Embedded system	Dedicated hardware + software for a specific task (e.g., microwave controller).

11.4 Software

Category	Key points
System software	Operating system, device drivers, utilities; manages resources and provides interrupts.
Application software	Programs that solve user‑focused problems – e.g., a spreadsheet that uses the maximum‑value algorithm.
Programming languages	High‑level (Python, Java) vs low‑level (Assembly). Cambridge expects pseudocode/flowchart, not language‑specific syntax.

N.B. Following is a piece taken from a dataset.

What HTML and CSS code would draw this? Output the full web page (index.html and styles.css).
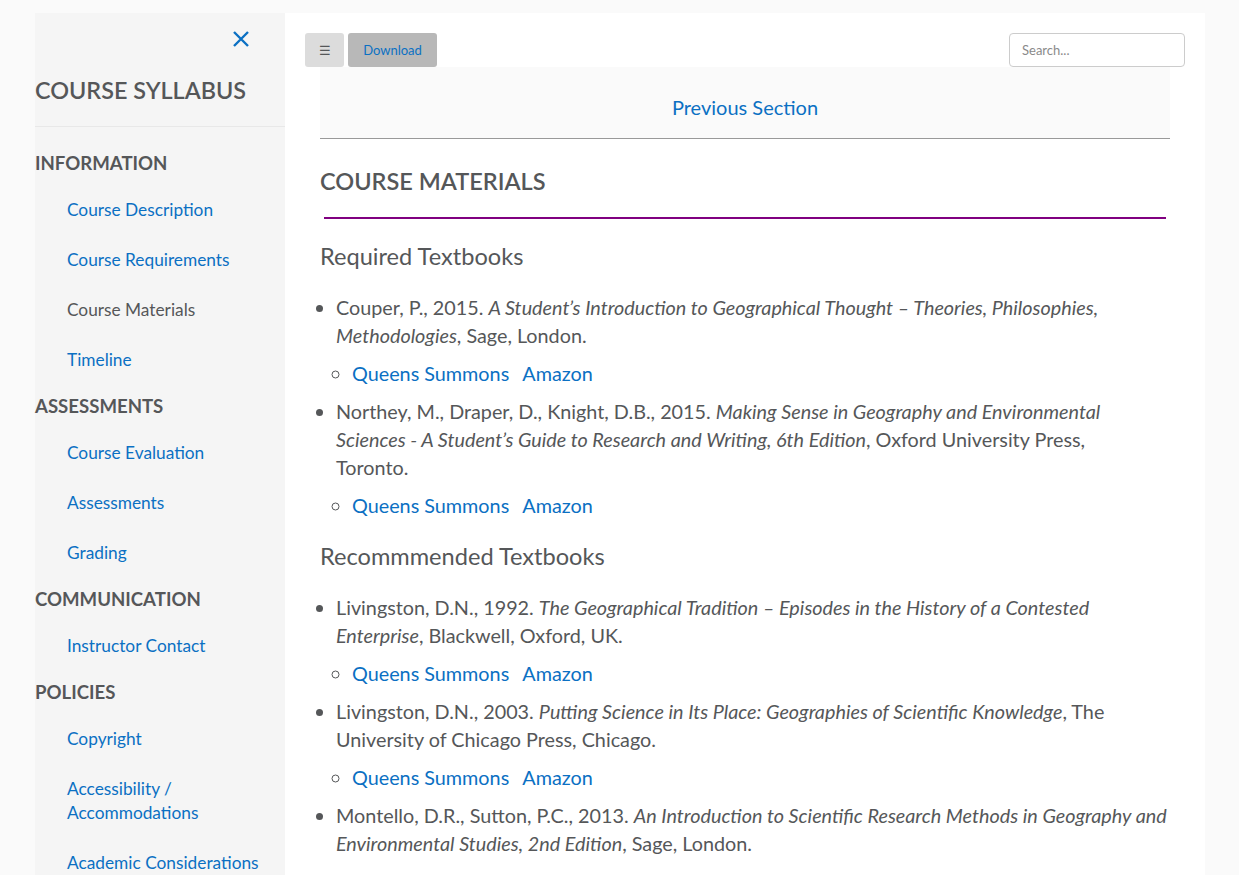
FILE: index.html
```html
<!DOCTYPE html>
<html lang="en">
<head>
<meta charset="utf-8">
<title>Course Syllabus</title>
<link rel="stylesheet" href="styles.css">
</head>
<body>
<div class="page">
  <aside class="sidebar">
    <div class="close-row">
      <a class="close" href="#" aria-label="Close menu">
        <svg width="18" height="18" viewBox="0 0 18 18"><path d="M2 2 L16 16 M16 2 L2 16" stroke="#0b70c3" stroke-width="2.4" fill="none"/></svg>
      </a>
    </div>
    <h1 class="side-title">COURSE SYLLABUS</h1>
    <nav class="side-nav">
      <h2 class="side-head">INFORMATION</h2>
      <ul class="side-list">
        <li><a href="#">Course Description</a></li>
        <li><a href="#">Course Requirements</a></li>
        <li><span class="current">Course Materials</span></li>
        <li><a href="#">Timeline</a></li>
      </ul>
      <h2 class="side-head">ASSESSMENTS</h2>
      <ul class="side-list">
        <li><a href="#">Course Evaluation</a></li>
        <li><a href="#">Assessments</a></li>
        <li><a href="#">Grading</a></li>
      </ul>
      <h2 class="side-head">COMMUNICATION</h2>
      <ul class="side-list">
        <li><a href="#">Instructor Contact</a></li>
      </ul>
      <h2 class="side-head">POLICIES</h2>
      <ul class="side-list">
        <li><a href="#">Copyright</a></li>
        <li><a href="#">Accessibility /<br>Accommodations</a></li>
        <li><a href="#">Academic Considerations</a></li>
      </ul>
    </nav>
  </aside>
  <main class="main">
    <div class="toolbar">
      <button class="btn btn-menu" type="button">&#9776;</button>
      <button class="btn btn-download" type="button">Download</button>
      <input class="search" type="text" placeholder="Search...">
    </div>
    <div class="content">
      <div class="prev-box"><a href="#">Previous Section</a></div>
      <h2 class="section-title">COURSE MATERIALS</h2>
      <hr class="purple-rule">
      <h3 class="sub-title">Required Textbooks</h3>
      <ul class="refs">
        <li>Couper, P., 2015. <em>A Student’s Introduction to Geographical Thought – Theories, Philosophies, Methodologies</em>, Sage, London.
          <ul class="links"><li><a href="#">Queens Summons</a> <a class="alt" href="#">Amazon</a></li></ul>
        </li>
        <li>Northey, M., Draper, D., Knight, D.B., 2015. <em>Making Sense in Geography and Environmental Sciences - A Student’s Guide to Research and Writing, 6th Edition</em>, Oxford University Press,<br>Toronto.
          <ul class="links"><li><a href="#">Queens Summons</a> <a class="alt" href="#">Amazon</a></li></ul>
        </li>
      </ul>
      <h3 class="sub-title">Recommmended Textbooks</h3>
      <ul class="refs">
        <li>Livingston, D.N., 1992. <em>The Geographical Tradition – Episodes in the History of a Contested Enterprise</em>, Blackwell, Oxford, UK.
          <ul class="links"><li><a href="#">Queens Summons</a> <a class="alt" href="#">Amazon</a></li></ul>
        </li>
        <li>Livingston, D.N., 2003. <em>Putting Science in Its Place: Geographies of Scientific Knowledge</em>, The University of Chicago Press, Chicago.
          <ul class="links"><li><a href="#">Queens Summons</a> <a class="alt" href="#">Amazon</a></li></ul>
        </li>
        <li>Montello, D.R., Sutton, P.C., 2013. <em>An Introduction to Scientific Research Methods in Geography and Environmental Studies, 2nd Edition</em>, Sage, London.
          <ul class="links"><li><a href="#">Queens Summons</a> <a class="alt" href="#">Amazon</a></li></ul>
        </li>
      </ul>
    </div>
  </main>
</div>
</body>
</html>
```

FILE: styles.css
```css
html, body {
  margin: 0;
  padding: 0;
}
body {
  background: #fafafa;
  font-family: Lato, "Open Sans", "Liberation Sans", sans-serif;
  color: #555759;
}
a {
  color: #0b70c3;
  text-decoration: none;
}
.page {
  display: flex;
  margin: 13px 34px 0 35px;
  background: #ffffff;
  min-height: 900px;
}
.sidebar {
  width: 250px;
  flex: 0 0 250px;
  background: #f5f5f5;
}
.close-row {
  display: flex;
  justify-content: flex-end;
  padding: 17px 35px 0 0;
  height: 18px;
}
.close {
  display: block;
  width: 18px;
  height: 18px;
}
.close svg {
  display: block;
}
.side-title {
  margin: 0;
  padding: 27px 0 21px;
  font-size: 23.4px;
  line-height: 30px;
  font-weight: 600;
  color: #555759;
  border-bottom: 1px solid #e8e8e8;
}
.side-nav {
  padding-top: 15px;
}
.side-head {
  margin: 0;
  font-size: 18.6px;
  line-height: 43px;
  font-weight: 700;
  color: #555759;
}
.side-list {
  list-style: none;
  margin: 0;
  padding: 0;
}
.side-list li {
  padding: 13px 0 13px 32px;
  font-size: 17.3px;
  line-height: 24px;
}
.side-list .current {
  color: #555759;
}
.main {
  flex: 1;
  min-width: 0;
}
.toolbar {
  display: flex;
  align-items: center;
  padding: 20px 20px 0;
  height: 34px;
}
.btn {
  height: 34px;
  border: none;
  border-radius: 3px;
  font-family: Lato, "Liberation Sans", sans-serif;
  font-size: 13px;
  cursor: pointer;
}
.btn-menu {
  width: 39px;
  background: #dcdcdc;
  color: #555759;
  font-size: 13px;
}
.btn-download {
  width: 89px;
  margin-left: 4px;
  background: #b8b8b8;
  color: #0b70c3;
}
.search {
  margin-left: auto;
  width: 176px;
  height: 34px;
  box-sizing: border-box;
  border: 1px solid #cccccc;
  border-radius: 4px;
  padding: 0 12px;
  font-family: Lato, "Liberation Sans", sans-serif;
  font-size: 13px;
  color: #555759;
  background: #ffffff;
}
.search::placeholder {
  color: #8a8a8a;
}
.content {
  padding: 0 35px 0 35px;
}
.prev-box {
  background: #fafafa;
  border-bottom: 1px solid #999999;
  text-align: center;
  padding: 27px 0 18px;
  font-size: 20px;
  line-height: 26px;
}
.section-title {
  margin: 27px 0 0;
  font-size: 23.5px;
  line-height: 30px;
  font-weight: 600;
  color: #555759;
}
.purple-rule {
  margin: 21px 4px 0;
  border: none;
  height: 2px;
  background: #800080;
}
.sub-title {
  margin: 22px 0 0;
  font-size: 23.6px;
  line-height: 30px;
  font-weight: 400;
  color: #555759;
}
.refs {
  margin: 22px 0 18px;
  padding-left: 16px;
  font-size: 19.8px;
  line-height: 28px;
}
.links {
  list-style: circle;
  margin: 10px 0;
  padding-left: 16px;
}
.links .alt {
  margin-left: 8px;
}
```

11.5 Problem solving & algorithmic techniques

• Identify input, processing, output.
• Choose the appropriate standard method (search, sort, totalling, counting, min/max, average).
• Design a clear structure diagram before writing pseudocode.
• Validate inputs – always check size and type.
• Test with at least three cases: normal, edge, and error condition.
• Analyse time and space complexity; justify why it is optimal.

---

12. Summary checklist for the exam

1. State the problem clearly and list all inputs/outputs.
2. Produce a structure diagram that shows the logical sub‑tasks.
3. Write correct pseudocode (or flowchart) with:
   • Initialisation of variables.
   • Proper loop bounds.
   • Validation steps.
4. Explain the purpose of the algorithm in one concise sentence.
5. Show a trace table for at least two test cases (including an edge case).
6. Give the time‑ and space‑complexity (use O() notation).
7. Link the solution back to the PDLC stage you are in.
8. Reference any relevant data‑representation or hardware facts if the problem mentions them.

Following this structure will satisfy the Cambridge IGCSE/AL assessment objectives (AO1–AO3) for algorithm design and problem solving.